As I have noted previously, the Slow Food Movement
started out as a reaction against fast food, and advocates everything healthy,
good, sustainable, and fair that fast food is not. While this column is written in support of
the Slow Food Movement, specifically as it applies to the Pelham Convivium (our
fancy but appropriate name for Chapter or Branch), its content sometimes wanders
pretty widely from the stated doctrine and aims of the International
Movement. But any organization that is
as big (more than 100,000 members) and broad (more than 150 countries) as Slow
Food has to admit a great deal of variation within its stated principles, so I
don’t feel too bad if I sometimes stray from orthodoxy.
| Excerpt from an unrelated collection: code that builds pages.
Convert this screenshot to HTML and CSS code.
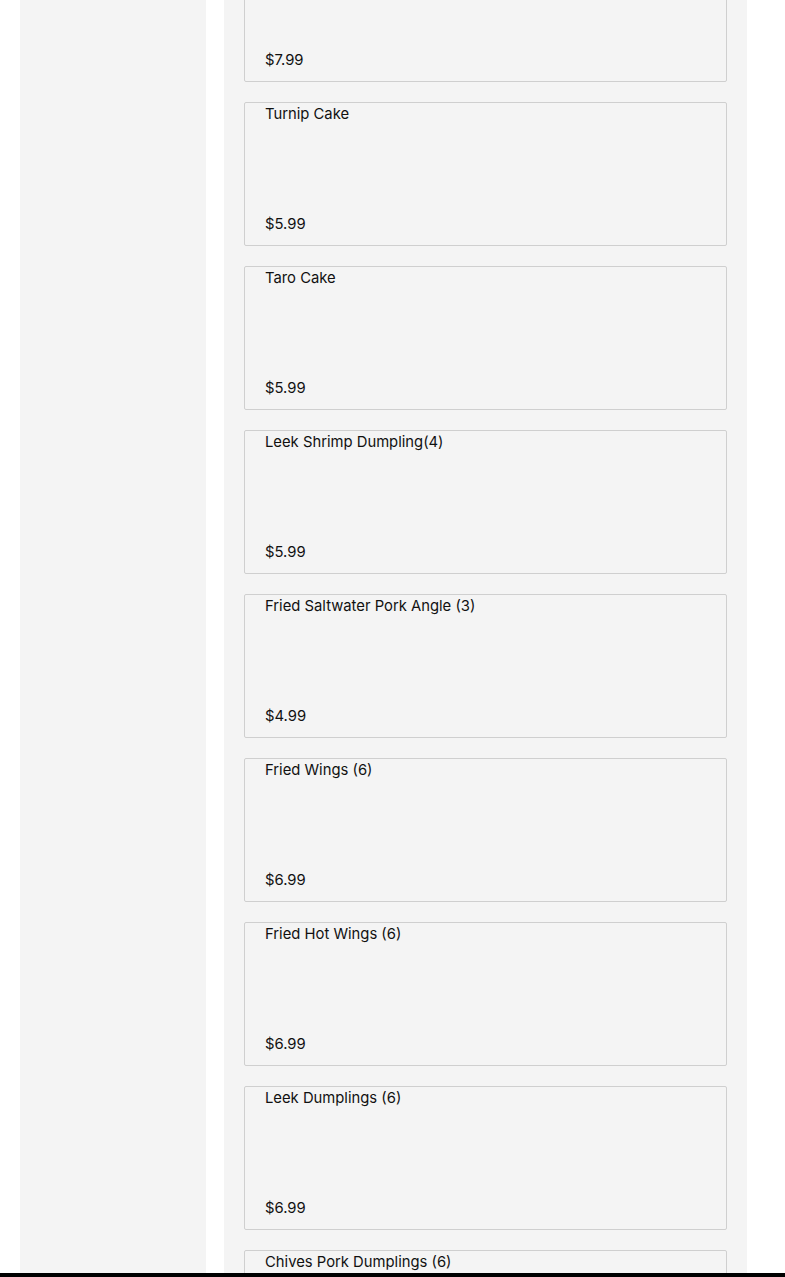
FILE: index.html
```html
<!DOCTYPE html>
<html>
<head>
<meta charset="utf-8">
<link rel="stylesheet" href="styles.css">
</head>
<body>
<div class="page">
  <aside class="sidebar"></aside>
  <main class="menu">
    <div class="list">
      <div class="card"><div class="name"></div><div class="price">$7.99</div></div>
      <div class="card"><div class="name">Turnip Cake</div><div class="price">$5.99</div></div>
      <div class="card"><div class="name">Taro Cake</div><div class="price">$5.99</div></div>
      <div class="card"><div class="name">Leek Shrimp Dumpling(4)</div><div class="price">$5.99</div></div>
      <div class="card"><div class="name">Fried Saltwater Pork Angle (3)</div><div class="price">$4.99</div></div>
      <div class="card"><div class="name">Fried Wings (6)</div><div class="price">$6.99</div></div>
      <div class="card"><div class="name">Fried Hot Wings (6)</div><div class="price">$6.99</div></div>
      <div class="card"><div class="name">Leek Dumplings (6)</div><div class="price">$6.99</div></div>
      <div class="card"><div class="name">Chives Pork Dumplings (6)</div><div class="price">$6.99</div></div>
    </div>
  </main>
</div>
<div class="footer-bar"></div>
</body>
</html>
```
FILE: styles.css
```css
html, body {
  margin: 0;
  padding: 0;
  background: #ffffff;
  height: 1277px;
  overflow: hidden;
}
body {
  font-family: "Inter", "Open Sans", "Liberation Sans", sans-serif;
  color: #111;
}
.page {
  display: flex;
  padding-left: 20px;
  gap: 18px;
  height: 1277px;
}
.sidebar {
  width: 186px;
  background: #f4f4f4;
  flex: none;
}
.menu {
  width: 523px;
  background: #f4f4f4;
  flex: none;
  padding: 0 20px;
  box-sizing: border-box;
}
.list {
  display: flex;
  flex-direction: column;
  gap: 20px;
  margin-top: -62px;
}
.card {
  height: 144px;
  box-sizing: border-box;
  border: 1px solid #cfcfcf;
  border-radius: 2px;
  padding: 1px 20px 11px;
  display: flex;
  flex-direction: column;
  justify-content: space-between;
  font-size: 14.8px;
  line-height: 20px;
}
.footer-bar {
  position: fixed;
  left: 0;
  right: 0;
  bottom: 0;
  height: 4px;
  background: #000;
}
```
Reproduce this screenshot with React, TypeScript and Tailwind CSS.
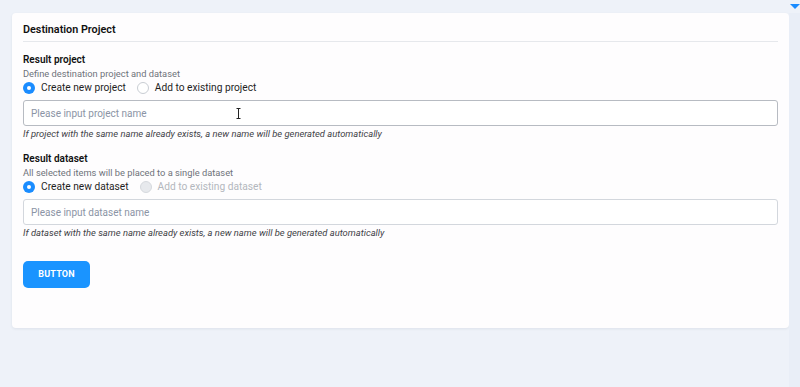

However, I have written twice previously on a subject
that hits right at the heart of what Slow Food is all about, and I’m about to
make that three times. Back in 2008 I
first wrote about the importance of family meal times. I felt the subject was so important I
repeated it the following year. It’s now
time to revisit this most important of all of Slow Food’s ideas.
Here are the facts:
eating together as a family will increase a child’s grades, reduce the
likelihood of drug, alcohol, and tobacco use, decrease the incidence of teen
obesity, and reduce the rate of adolescent depression. The more often a family sits down to a meal
together, the greater the beneficial effects.
Many studies have been conducted to arrive at these
results. The University of Minnesota’s
is typical. They conducted a huge study
on the subject, and statistically eliminated from their results all other
factors like income, family dynamics, and location. Their conclusion was unambiguous: “Sitting
down as a family at mealtimes was the primary cause of significant improvements
in children’s health and wellbeing, especially among girls.” The more often the study groups sat down as
families at mealtimes, the greater the benefits. And among the benefits noted were better
academic performance, reduction in tobacco, substance, and alcohol use, and
improved mental health.
Of course, it helps if the meal that the family sits
down to is healthy, nutritious, tasty, and home-cooked. The benefits also are more evident if the TV
is turned off along with cell phones, video games, iPods, Blackberries, Wi
units, computers, e-readers, and all other sundry electronics. But even if the meal is takeout and the TV is
on, the act of sitting down together as a family at mealtimes is a beginning
point that can lead to a more satisfying and “convivial” family dinnertime with
all the potential benefits noted above.